And yet .... there are some indications that the shift has already started, and will only accelerate:
- Through October this year, 70% of new electricity generating capacity in the United States was renewables. The rest was gas, which is useful to the grid because it can be turned on or off quickly and thus will help fill gaps caused by the variability of renewables supply.
- Here are two very brief talks by the CEO of a German Grid operator, who talks about how they expect the percentage of renewables in the power supplied to the grid to keep rising by 1 or 2% per annum, and how they too can take renewables to 70% of the grid without needing storage.
- Wind and solar costs have now fallen to below the costs of new coal-fuelled power. And their costs continue to decline.
- China, the largest CO2 emitter, is committed to switching its energy supply to renewables not just because of global warming but because such a switch would reduce their horrendous air pollution as well as bringing them energy independence. China has more renewables installed than the next 5 largest emitters added together.
- Coal exports to China and India are peaking as a result of these countries' switch to renewables.
- The percentage of total global power produced from solar has doubled every 2 years for 30 years, and although it is still tiny (1%) in a global context, we are just 7 doublings away from the ability to produce 100% of all our electricity from solar.

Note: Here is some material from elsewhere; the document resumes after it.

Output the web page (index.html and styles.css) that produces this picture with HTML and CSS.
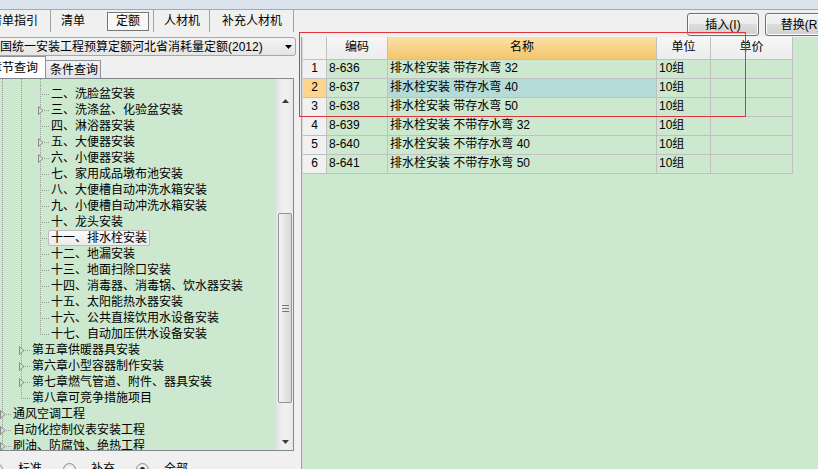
FILE: index.html
```html
<!DOCTYPE html>
<html lang="zh-CN">
<head>
<meta charset="utf-8">
<title>定额</title>
<link rel="stylesheet" href="styles.css">
</head>
<body>
<div class="topband"></div>
<div class="main">
  <div class="left">
    <div class="tabs">
      <div class="tab t1">清单指引</div>
      <div class="tab t2">清单</div>
      <div class="tab t3">定额</div>
      <div class="tab t4">人材机</div>
      <div class="tab t5">补充人材机</div>
    </div>
    <div class="combo">
      <span class="combo-text">国统一安装工程预算定额河北省消耗量定额(2012)</span>
      <svg class="combo-arrow" viewBox="0 0 7 4" width="7" height="4"><path d="M0 0h7L3.5 4z"/></svg>
    </div>
    <div class="qtabs">
      <div class="qtab on">章节查询</div>
      <div class="qtab off">条件查询</div>
    </div>
    <div class="panel">
      <div class="tree">
        <div class="n stub"><i class="g"></i><i class="g"></i><i class="g"></i></div>
        <div class="n"><i class="g"></i><i class="g"></i><i class="c"></i><span class="t">二、洗脸盆安装</span></div>
        <div class="n"><i class="g"></i><i class="g"></i><i class="c"><svg viewBox="0 0 6 9" width="6" height="9"><path d="M.5.5 5 4.5.5 8.5z"/></svg></i><span class="t">三、洗涤盆、化验盆安装</span></div>
        <div class="n"><i class="g"></i><i class="g"></i><i class="c"></i><span class="t">四、淋浴器安装</span></div>
        <div class="n"><i class="g"></i><i class="g"></i><i class="c"><svg viewBox="0 0 6 9" width="6" height="9"><path d="M.5.5 5 4.5.5 8.5z"/></svg></i><span class="t">五、大便器安装</span></div>
        <div class="n"><i class="g"></i><i class="g"></i><i class="c"><svg viewBox="0 0 6 9" width="6" height="9"><path d="M.5.5 5 4.5.5 8.5z"/></svg></i><span class="t">六、小便器安装</span></div>
        <div class="n"><i class="g"></i><i class="g"></i><i class="c"></i><span class="t">七、家用成品墩布池安装</span></div>
        <div class="n"><i class="g"></i><i class="g"></i><i class="c"></i><span class="t">八、大便槽自动冲洗水箱安装</span></div>
        <div class="n"><i class="g"></i><i class="g"></i><i class="c"></i><span class="t">九、小便槽自动冲洗水箱安装</span></div>
        <div class="n"><i class="g"></i><i class="g"></i><i class="c"></i><span class="t">十、龙头安装</span></div>
        <div class="n"><i class="g"></i><i class="g"></i><i class="c"></i><span class="t sel">十一、排水栓安装</span></div>
        <div class="n"><i class="g"></i><i class="g"></i><i class="c"></i><span class="t">十二、地漏安装</span></div>
        <div class="n"><i class="g"></i><i class="g"></i><i class="c"></i><span class="t">十三、地面扫除口安装</span></div>
        <div class="n"><i class="g"></i><i class="g"></i><i class="c"></i><span class="t">十四、消毒器、消毒锅、饮水器安装</span></div>
        <div class="n"><i class="g"></i><i class="g"></i><i class="c"></i><span class="t">十五、太阳能热水器安装</span></div>
        <div class="n"><i class="g"></i><i class="g"></i><i class="c"></i><span class="t">十六、公共直接饮用水设备安装</span></div>
        <div class="n"><i class="g"></i><i class="g"></i><i class="c last"></i><span class="t">十七、自动加压供水设备安装</span></div>
        <div class="n"><i class="g"></i><i class="c"><svg viewBox="0 0 6 9" width="6" height="9"><path d="M.5.5 5 4.5.5 8.5z"/></svg></i><span class="t">第五章供暖器具安装</span></div>
        <div class="n"><i class="g"></i><i class="c"><svg viewBox="0 0 6 9" width="6" height="9"><path d="M.5.5 5 4.5.5 8.5z"/></svg></i><span class="t">第六章小型容器制作安装</span></div>
        <div class="n"><i class="g"></i><i class="c"><svg viewBox="0 0 6 9" width="6" height="9"><path d="M.5.5 5 4.5.5 8.5z"/></svg></i><span class="t">第七章燃气管道、附件、器具安装</span></div>
        <div class="n"><i class="g"></i><i class="c last"></i><span class="t">第八章可竞争措施项目</span></div>
        <div class="n"><i class="c"><svg viewBox="0 0 6 9" width="6" height="9"><path d="M.5.5 5 4.5.5 8.5z"/></svg></i><span class="t">通风空调工程</span></div>
        <div class="n"><i class="c"><svg viewBox="0 0 6 9" width="6" height="9"><path d="M.5.5 5 4.5.5 8.5z"/></svg></i><span class="t">自动化控制仪表安装工程</span></div>
        <div class="n"><i class="c"><svg viewBox="0 0 6 9" width="6" height="9"><path d="M.5.5 5 4.5.5 8.5z"/></svg></i><span class="t">刷油、防腐蚀、绝热工程</span></div>
      </div>
      <div class="vscroll">
        <div class="sbtn up"><svg viewBox="0 0 7 4" width="7" height="4"><path d="M3.5 0 7 4H0z"/></svg></div>
        <div class="thumb"><span class="grip"></span></div>
        <div class="sbtn down"><svg viewBox="0 0 7 4" width="7" height="4"><path d="M0 0h7L3.5 4z"/></svg></div>
      </div>
    </div>
    <div class="radios">
      <label class="radio"><span class="rc"></span>标准</label>
      <label class="radio"><span class="rc"></span>补充</label>
      <label class="radio"><span class="rc on"></span>全部</label>
    </div>
  </div>
  <div class="right">
    <div class="btnrow">
      <div class="btn">插入(I)</div>
      <div class="btn">替换(R)</div>
    </div>
    <div class="gridbox">
      <div class="grow ghead">
        <div class="rn"></div><div class="hc">编码</div><div class="hc hot">名称</div><div class="hc">单位</div><div class="hc">单价</div>
      </div>
      <div class="grow"><div class="rn">1</div><div>8-636</div><div class="nm">排水栓安装 带存水弯 32</div><div>10组</div><div></div></div>
      <div class="grow cur"><div class="rn">2</div><div>8-637</div><div class="nm">排水栓安装 带存水弯 40</div><div>10组</div><div></div></div>
      <div class="grow"><div class="rn">3</div><div>8-638</div><div class="nm">排水栓安装 带存水弯 50</div><div>10组</div><div></div></div>
      <div class="grow"><div class="rn">4</div><div>8-639</div><div class="nm">排水栓安装 不带存水弯 32</div><div>10组</div><div></div></div>
      <div class="grow"><div class="rn">5</div><div>8-640</div><div class="nm">排水栓安装 不带存水弯 40</div><div>10组</div><div></div></div>
      <div class="grow"><div class="rn">6</div><div>8-641</div><div class="nm">排水栓安装 不带存水弯 50</div><div>10组</div><div></div></div>
    </div>
  </div>
</div>
<div class="redbox"></div>
</body>
</html>
```
FILE: styles.css
```css
* { box-sizing: border-box; margin: 0; padding: 0; }
html, body { width: 818px; height: 469px; overflow: hidden; }
body {
  position: relative;
  background: #f0f0f0;
  font-family: "Liberation Sans", "Noto Sans CJK SC", sans-serif;
  font-size: 12px;
  color: #000;
}
.topband { height: 10px; background: #dae2eb; border-bottom: 1px solid #a2aab4; }
.main { display: flex; gap: 4px; height: 459px; }

/* left column */
.left { width: 296px; flex-shrink: 0; display: flex; flex-direction: column; }
.left > * { flex-shrink: 0; }
.tabs { display: flex; height: 22px; }
.tab { display: flex; align-items: center; white-space: nowrap; line-height: 16px; }
.t1 { margin-left: -10px; padding-right: 12px; border-right: 1px solid #a0a0a0; }
.t2 { padding: 0 22px 0 10px; }
.t3 { align-self: center; height: 19px; padding: 0 8px; border: 1px solid #767676; background: #f7f7f7; box-shadow: inset 1px 1px 0 #fff; }
.t4 { margin-left: 4px; padding: 0 9px 0 10px; border-left: 1px solid #a0a0a0; border-right: 1px solid #a0a0a0; }
.t5 { padding: 0 11px 0 12px; border-right: 1px solid #a0a0a0; }

.combo {
  margin: 5px 0 0 -4px; width: 300px; height: 19px;
  display: flex; align-items: center; padding: 0 3px;
  border: 1px solid #a7a7a7; border-radius: 3px;
  background: linear-gradient(#f4f4f4, #e4e4e4);
  white-space: nowrap; line-height: 16px;
}
.combo-arrow { margin-left: auto; fill: #000; }

.qtabs { display: flex; align-items: flex-end; height: 22px; }
.qtab { display: flex; align-items: center; white-space: nowrap; line-height: 16px; border: 1px solid #8e9199; border-bottom: none; }
.qtab.on { margin-left: -14px; height: 22px; padding: 0 7px 0 3px; background: #fff; }
.qtab.off { height: 18px; padding: 0 2px 0 4px; border-left: none; background: linear-gradient(#f3f3f3, #e3e3e3); }

.panel {
  margin-left: -1px; width: 295px; height: 373px;
  display: flex; overflow: hidden;
  border: 1px solid #828790; background: #cce8cf;
}
.tree { flex: 1; overflow: hidden; padding-left: 2px; }
.n { display: flex; height: 16px; align-items: stretch; white-space: nowrap; }
.n.stub { height: 7px; }
.n i { display: block; flex-shrink: 0; }
.g {
  width: 19px;
  background: repeating-linear-gradient(#9a9a9a 0 1px, transparent 1px 2px) 0 0 / 1px 100% no-repeat;
}
.c {
  width: 11px; display: flex !important; align-items: center;
  background:
    repeating-linear-gradient(#9a9a9a 0 1px, transparent 1px 2px) 0 0 / 1px 100% no-repeat,
    repeating-linear-gradient(90deg, #9a9a9a 0 1px, transparent 1px 2px) 2px 8px / 8px 1px no-repeat;
}
.c.last {
  background:
    repeating-linear-gradient(#9a9a9a 0 1px, transparent 1px 2px) 0 0 / 1px 9px no-repeat,
    repeating-linear-gradient(90deg, #9a9a9a 0 1px, transparent 1px 2px) 2px 8px / 8px 1px no-repeat;
}
.c svg { margin-left: -2px; fill: #cce8cf; stroke: #8a8a8a; stroke-width: 1; }
.t { line-height: 16px; }
.t.sel {
  margin-left: -3px; padding: 0 2px 0 2px; line-height: 14px;
  border: 1px solid #bcbcbc; border-radius: 2px;
  background: linear-gradient(#fafafa, #ececec);
}

.vscroll {
  width: 17px; flex-shrink: 0; display: flex; flex-direction: column;
  background: linear-gradient(90deg, #e6e6e6, #f2f2f2 50%, #e9e9e9);
  border-left: 1px solid #e2e2e2;
}
.vscroll > * { flex-shrink: 0; }
.sbtn { height: 17px; display: flex; align-items: center; justify-content: center; fill: #3c3c3c; }
.sbtn.up { height: 30px; padding-top: 13px; }
.sbtn.down { margin-top: auto; }
.thumb {
  margin: 104px 1px 0 1px; height: 190px;
  border: 1px solid #959595; border-radius: 2px;
  background: linear-gradient(90deg, #f4f4f4, #e6e6e6 50%, #d8d8d8);
  display: flex; align-items: center; justify-content: center;
}
.grip { width: 7px; height: 7px; border-top: 1px solid #7a7a7a; border-bottom: 1px solid #7a7a7a; background: linear-gradient(#7a7a7a, #7a7a7a) 0 2px / 7px 1px no-repeat; }

.radios { display: flex; align-items: center; height: 16px; margin-top: 10px; margin-left: -10px; white-space: nowrap; }
.radio { display: flex; align-items: center; margin-right: 21px; line-height: 16px; }
.rc { width: 13px; height: 13px; border-radius: 50%; border: 1px solid #8f8f8f; background: radial-gradient(#ffffff, #d9d9d9); margin-right: 15px; position: relative; }
.rc.on::after { content: ""; position: absolute; left: 3px; top: 3px; width: 5px; height: 5px; border-radius: 50%; background: #1a1a1a; }

/* right column */
.right { flex: 1; display: flex; flex-direction: column; overflow: hidden; }
.right > * { flex-shrink: 0; }
.btnrow { display: flex; gap: 6px; height: 27px; padding: 3px 0 0 387px; }
.btn {
  flex-shrink: 0; width: 72px; height: 23px;
  display: flex; align-items: center; justify-content: center;
  border: 1px solid #707070; border-radius: 3px;
  background: linear-gradient(#f2f2f2 0%, #ebebeb 50%, #dddddd 50%, #cfcfcf 100%);
  box-shadow: inset 0 0 0 1px #fbfbfb;
  white-space: nowrap; line-height: 16px;
}
.gridbox {
  flex: 1 0 auto; margin-left: 1px; padding-left: 1px;
  border-left: 1px solid #a0a0a0; box-shadow: inset 1px 0 0 #dadada;
  background: #cce8cf;
}
.grow { display: grid; grid-template-columns: 24px 61px 269px 54px 82px; width: 490px; height: 19px; }
.grow > div {
  border-right: 1px solid #c0c0c0; border-bottom: 1px solid #c0c0c0;
  padding-left: 2px; line-height: 17px; white-space: nowrap; overflow: hidden;
}
.grow > .rn { background: #f1f1f1; text-align: center; padding-left: 0; }
.grow.cur > .rn { background: #ffd48e; }
.grow.cur > .nm { background: #b5dbd8; }
.grow > .nm { padding-left: 2px; }
.ghead { height: 23px; }
.ghead > div { background: linear-gradient(#f6f6f6, #ececec); text-align: center; line-height: 21px; padding-left: 0; }
.ghead > .hot { background: linear-gradient(#fbe1a6, #f3c56c); }

.redbox {
  position: absolute; left: 299px; top: 32px; width: 447px; height: 85px;
  border: 1px solid #e2343a; z-index: 5; pointer-events: none;
}
```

- The battery in your laptop cost $2500 15 years ago, $250 4 years ago, and below $100 today. This collapse in battery costs will continue, and will make cheap large scale storage possible for the grid, as well as allowing electric vehicles (EVs).
- As battery costs fall, EVs have doubled in sales every 2 years globally and in the US.
I read 15 or 20 articles every day about global warming and renewables, and most of them point towards a future in which global CO2 emissions peak and start falling, quite fast, in which renewables energy just gets cheaper and cheaper, in which the ingenuity of mankind allows us to go green with no effect on growth or living standards. This shift poses major challenges to energy producers and to grid operators. But just as technological change expanded their markets, so change once again is contracting their markets. As for Saudi Arabia, the UAE and other major oil producers, the sooner they diversify their economies, the better. This new green energy world is not going to go away, whatever they think. And the switch is accelerating.